JL-T : La première chose bien sûr, c’est que je suis fier, je suis super heureux. Ça c’est indéniable. Je me dis aussi que Soldat noir est un film particulier qui, à la base, a été compliqué à faire. Naïvement, au début quand on a commencé à le faire, je me suis dit que c’était un film sur l’antiracisme, qu’on pourrait le faire facilement. Ça n’a pas été si simple. Qu’on ait réussi à le faire le film, ça a été un miracle. Après la sélection à la Semaine de la critique, ça a été super. Et là, les César, symboliquement pour moi, c’est l’industrie qui te dit que l’on a besoin de ce type de films. C’est un vrai encouragement. On peut faire du cinéma autrement. Faire du cinéma, justement, qui interroge la société, qui pose des questions pertinentes, qui peuvent être des dérangeantes, mais qui sont essentielles pour tout simplement continuer à vivre dans le pays qu’on aime. On a une devise quand même très forte : « Liberté, égalité, fraternité » qui est souvent bafouée en ce moment. Pouvoir questionner notre société par rapport à cette devise à travers la fiction, je trouve que c’est très fort et que c’est essentiel. Cette nomination aux Cesar me donne l’impression qu’on me dit : « T’as raison, continue à le faire ».

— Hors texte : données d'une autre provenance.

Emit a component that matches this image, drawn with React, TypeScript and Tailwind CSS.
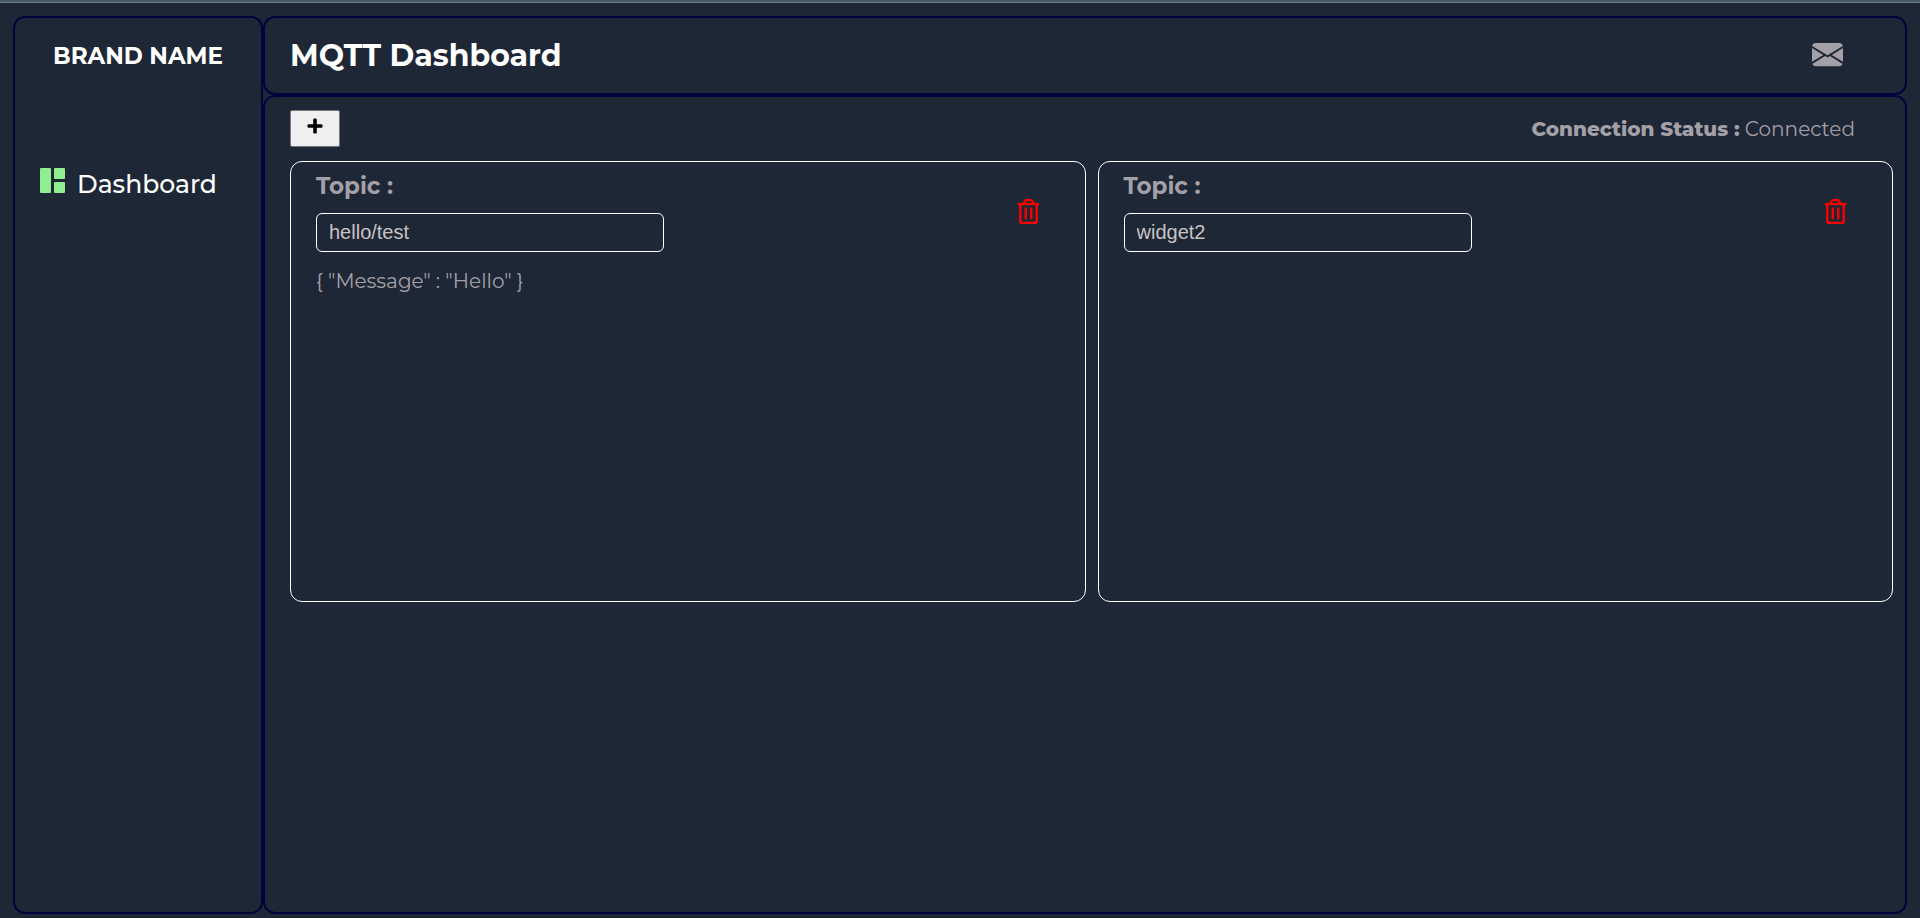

Quel est la suite pour toi ?
JL-T : Déja Rascals qui sort le 23 novembre prochain. Là on finit le mixage. On espère être pris à Cannes. Ce serait bien. Ensuite, en parallèle, il y a l’adaptation de Soldat noir en série qui s’appellera Black Mamba qu’on est en train de developer avec Canal +. Là c’est pareil, c’est une nouvelle aventure qui commence : on commence à écrire. Enfin, je me remets à l’écriture de mon prochain film Mai 67 qui traite d’un fait divers qui s’est déroulé en Guadeloupe en mai 67. Des ouvriers en bâtiment étaient en grève. Ils demandaient juste à être augmentés. Ironie du sort : ils demandaient 2% d’augmentation. Ça a été refusé, ça a fini en bain de sang et après, ils ont obtenu 20% d’augmentation. La gendarmerie nationale a tiré sur eux alors qu’ils étaient des citoyens français. Il y a eu une centaine de morts, ça s’est fait dans le plus grand silence. C’est un oubli de l’histoire.